(begin)

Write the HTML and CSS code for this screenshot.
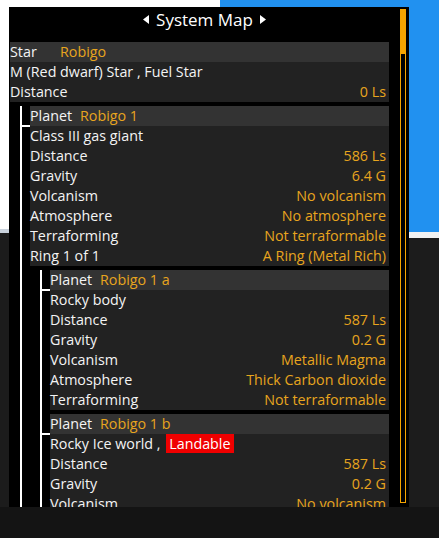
FILE: index.html
```html
<!DOCTYPE html>
<html lang="en">

<head>
    <meta charset="UTF-8">
    <meta name="viewport" content="width=device-width, initial-scale=1.0">
    <title>System Map</title>
    <link rel="stylesheet" href="styles.css">
</head>

<body>
    <div class="window">
        <div class="main">
            <!-- Title bar -->
            <div class="title">
                <svg class="arrow" width="7" height="9" viewBox="0 0 7 9"><polygon points="6,0 6,9 0,4.5" fill="#fff"/></svg>
                <span>System Map</span>
                <svg class="arrow" width="7" height="9" viewBox="0 0 7 9"><polygon points="1,0 1,9 7,4.5" fill="#fff"/></svg>
            </div>

            <!-- Tree of bodies -->
            <div class="tree">
                <div class="node">
                    <div class="row head"><span class="label">Star</span><span class="name">Robigo</span></div>
                    <div class="row"><span>M (Red dwarf) Star , Fuel Star</span></div>
                    <div class="row"><span>Distance</span><span class="val">0 Ls</span></div>

                    <div class="children">
                        <div class="node child">
                            <div class="row head"><span class="label">Planet</span><span class="name">Robigo 1</span></div>
                            <div class="row"><span>Class III gas giant</span></div>
                            <div class="row"><span>Distance</span><span class="val">586 Ls</span></div>
                            <div class="row"><span>Gravity</span><span class="val">6.4 G</span></div>
                            <div class="row"><span>Volcanism</span><span class="val">No volcanism</span></div>
                            <div class="row"><span>Atmosphere</span><span class="val">No atmosphere</span></div>
                            <div class="row"><span>Terraforming</span><span class="val">Not terraformable</span></div>
                            <div class="row"><span>Ring 1 of 1</span><span class="val">A Ring (Metal Rich)</span></div>

                            <div class="children">
                                <div class="node child">
                                    <div class="row head"><span class="label">Planet</span><span class="name">Robigo 1 a</span></div>
                                    <div class="row"><span>Rocky body</span></div>
                                    <div class="row"><span>Distance</span><span class="val">587 Ls</span></div>
                                    <div class="row"><span>Gravity</span><span class="val">0.2 G</span></div>
                                    <div class="row"><span>Volcanism</span><span class="val">Metallic Magma</span></div>
                                    <div class="row"><span>Atmosphere</span><span class="val">Thick Carbon dioxide</span></div>
                                    <div class="row"><span>Terraforming</span><span class="val">Not terraformable</span></div>
                                </div>
                                <div class="node child">
                                    <div class="row head"><span class="label">Planet</span><span class="name">Robigo 1 b</span></div>
                                    <div class="row"><span>Rocky Ice world ,&nbsp;<span class="badge">Landable</span></span></div>
                                    <div class="row"><span>Distance</span><span class="val">587 Ls</span></div>
                                    <div class="row"><span>Gravity</span><span class="val">0.2 G</span></div>
                                    <div class="row"><span>Volcanism</span><span class="val">No volcanism</span></div>
                                </div>
                            </div>
                        </div>
                    </div>
                </div>
            </div>
        </div>

        <!-- Scrollbar -->
        <div class="scrollbar">
            <div class="thumb"></div>
            <div class="track"></div>
        </div>
    </div>
</body>

</html>
```

FILE: styles.css
```css
/* Desktop behind the window */
body {
    margin: 0;
    width: 439px;
    height: 538px;
    overflow: hidden;
    position: relative;
    font-family: 'Open Sans', 'Noto Sans', sans-serif;
    background:
        linear-gradient(#ffffff, #ffffff) 0 0 / 220px 229px no-repeat,
        linear-gradient(#c9d2dc, #c9d2dc) 0 229px / 220px 4px no-repeat,
        linear-gradient(#2191f0, #2191f0) 220px 0 / 219px 232px no-repeat,
        linear-gradient(#f2f2f2, #f2f2f2) 220px 232px / 219px 6px no-repeat,
        linear-gradient(#141414, #141414) 0 507px / 439px 31px no-repeat,
        #1c1c1c;
}

/* Main window */
.window {
    position: absolute;
    left: 9px;
    top: 7px;
    width: 400px;
    height: 500px;
    background: #000;
    display: flex;
    overflow: hidden;
}

.main {
    width: 391px;
    display: flex;
    flex-direction: column;
}

.title {
    height: 35px;
    display: flex;
    justify-content: center;
    align-items: flex-start;
    gap: 6px;
    color: #fff;
    font-size: 17px;
    line-height: 26px;
    flex-shrink: 0;
}

.title .arrow {
    margin-top: 8px;
}

.tree {
    padding-left: 1px;
    width: 379px;
    font-size: 14.3px;
    color: #f4f4f4;
}

.row {
    height: 20px;
    line-height: 20px;
    background: #222222;
    display: flex;
    justify-content: space-between;
    padding-right: 3px;
    white-space: nowrap;
}

.row.head {
    background: #333333;
    justify-content: flex-start;
}

.label {
    width: 50px;
}

.name,
.val {
    color: #e8a51e;
}

.badge {
    background: #f00000;
    color: #fff;
    padding: 0 3px;
    margin-left: 2px;
    display: inline-block;
    line-height: 19px;
}

/* Tree lines */
.children {
    margin: 4px 0 0 10px;
    border-left: 2px solid #fff;
    padding-left: 8px;
    display: flex;
    flex-direction: column;
    gap: 4px;
}

.child {
    position: relative;
}

.child::before {
    content: '';
    position: absolute;
    left: -8px;
    top: 19px;
    width: 8px;
    height: 2px;
    background: #fff;
}

/* Scrollbar */
.scrollbar {
    padding: 2px 0 4px;
    width: 6px;
    display: flex;
    flex-direction: column;
}

.thumb {
    height: 44px;
    background: #f5a400;
}

.track {
    flex: 1;
    border: 1px solid #f5a400;
}
```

(end)

[What needs to be done] Reproduce the material in full, word for word, and omit the pictures.

[The result]
Write the HTML and CSS code for this screenshot.
FILE: index.html
```html
<!DOCTYPE html>
<html lang="en">

<head>
    <meta charset="UTF-8">
    <meta name="viewport" content="width=device-width, initial-scale=1.0">
    <title>System Map</title>
    <link rel="stylesheet" href="styles.css">
</head>

<body>
    <div class="window">
        <div class="main">
            <!-- Title bar -->
            <div class="title">
                <svg class="arrow" width="7" height="9" viewBox="0 0 7 9"><polygon points="6,0 6,9 0,4.5" fill="#fff"/></svg>
                <span>System Map</span>
                <svg class="arrow" width="7" height="9" viewBox="0 0 7 9"><polygon points="1,0 1,9 7,4.5" fill="#fff"/></svg>
            </div>

            <!-- Tree of bodies -->
            <div class="tree">
                <div class="node">
                    <div class="row head"><span class="label">Star</span><span class="name">Robigo</span></div>
                    <div class="row"><span>M (Red dwarf) Star , Fuel Star</span></div>
                    <div class="row"><span>Distance</span><span class="val">0 Ls</span></div>

                    <div class="children">
                        <div class="node child">
                            <div class="row head"><span class="label">Planet</span><span class="name">Robigo 1</span></div>
                            <div class="row"><span>Class III gas giant</span></div>
                            <div class="row"><span>Distance</span><span class="val">586 Ls</span></div>
                            <div class="row"><span>Gravity</span><span class="val">6.4 G</span></div>
                            <div class="row"><span>Volcanism</span><span class="val">No volcanism</span></div>
                            <div class="row"><span>Atmosphere</span><span class="val">No atmosphere</span></div>
                            <div class="row"><span>Terraforming</span><span class="val">Not terraformable</span></div>
                            <div class="row"><span>Ring 1 of 1</span><span class="val">A Ring (Metal Rich)</span></div>

                            <div class="children">
                                <div class="node child">
                                    <div class="row head"><span class="label">Planet</span><span class="name">Robigo 1 a</span></div>
                                    <div class="row"><span>Rocky body</span></div>
                                    <div class="row"><span>Distance</span><span class="val">587 Ls</span></div>
                                    <div class="row"><span>Gravity</span><span class="val">0.2 G</span></div>
                                    <div class="row"><span>Volcanism</span><span class="val">Metallic Magma</span></div>
                                    <div class="row"><span>Atmosphere</span><span class="val">Thick Carbon dioxide</span></div>
                                    <div class="row"><span>Terraforming</span><span class="val">Not terraformable</span></div>
                                </div>
                                <div class="node child">
                                    <div class="row head"><span class="label">Planet</span><span class="name">Robigo 1 b</span></div>
                                    <div class="row"><span>Rocky Ice world ,&nbsp;<span class="badge">Landable</span></span></div>
                                    <div class="row"><span>Distance</span><span class="val">587 Ls</span></div>
                                    <div class="row"><span>Gravity</span><span class="val">0.2 G</span></div>
                                    <div class="row"><span>Volcanism</span><span class="val">No volcanism</span></div>
                                </div>
                            </div>
                        </div>
                    </div>
                </div>
            </div>
        </div>

        <!-- Scrollbar -->
        <div class="scrollbar">
            <div class="thumb"></div>
            <div class="track"></div>
        </div>
    </div>
</body>

</html>
```

FILE: styles.css
```css
/* Desktop behind the window */
body {
    margin: 0;
    width: 439px;
    height: 538px;
    overflow: hidden;
    position: relative;
    font-family: 'Open Sans', 'Noto Sans', sans-serif;
    background:
        linear-gradient(#ffffff, #ffffff) 0 0 / 220px 229px no-repeat,
        linear-gradient(#c9d2dc, #c9d2dc) 0 229px / 220px 4px no-repeat,
        linear-gradient(#2191f0, #2191f0) 220px 0 / 219px 232px no-repeat,
        linear-gradient(#f2f2f2, #f2f2f2) 220px 232px / 219px 6px no-repeat,
        linear-gradient(#141414, #141414) 0 507px / 439px 31px no-repeat,
        #1c1c1c;
}

/* Main window */
.window {
    position: absolute;
    left: 9px;
    top: 7px;
    width: 400px;
    height: 500px;
    background: #000;
    display: flex;
    overflow: hidden;
}

.main {
    width: 391px;
    display: flex;
    flex-direction: column;
}

.title {
    height: 35px;
    display: flex;
    justify-content: center;
    align-items: flex-start;
    gap: 6px;
    color: #fff;
    font-size: 17px;
    line-height: 26px;
    flex-shrink: 0;
}

.title .arrow {
    margin-top: 8px;
}

.tree {
    padding-left: 1px;
    width: 379px;
    font-size: 14.3px;
    color: #f4f4f4;
}

.row {
    height: 20px;
    line-height: 20px;
    background: #222222;
    display: flex;
    justify-content: space-between;
    padding-right: 3px;
    white-space: nowrap;
}

.row.head {
    background: #333333;
    justify-content: flex-start;
}

.label {
    width: 50px;
}

.name,
.val {
    color: #e8a51e;
}

.badge {
    background: #f00000;
    color: #fff;
    padding: 0 3px;
    margin-left: 2px;
    display: inline-block;
    line-height: 19px;
}

/* Tree lines */
.children {
    margin: 4px 0 0 10px;
    border-left: 2px solid #fff;
    padding-left: 8px;
    display: flex;
    flex-direction: column;
    gap: 4px;
}

.child {
    position: relative;
}

.child::before {
    content: '';
    position: absolute;
    left: -8px;
    top: 19px;
    width: 8px;
    height: 2px;
    background: #fff;
}

/* Scrollbar */
.scrollbar {
    padding: 2px 0 4px;
    width: 6px;
    display: flex;
    flex-direction: column;
}

.thumb {
    height: 44px;
    background: #f5a400;
}

.track {
    flex: 1;
    border: 1px solid #f5a400;
}
```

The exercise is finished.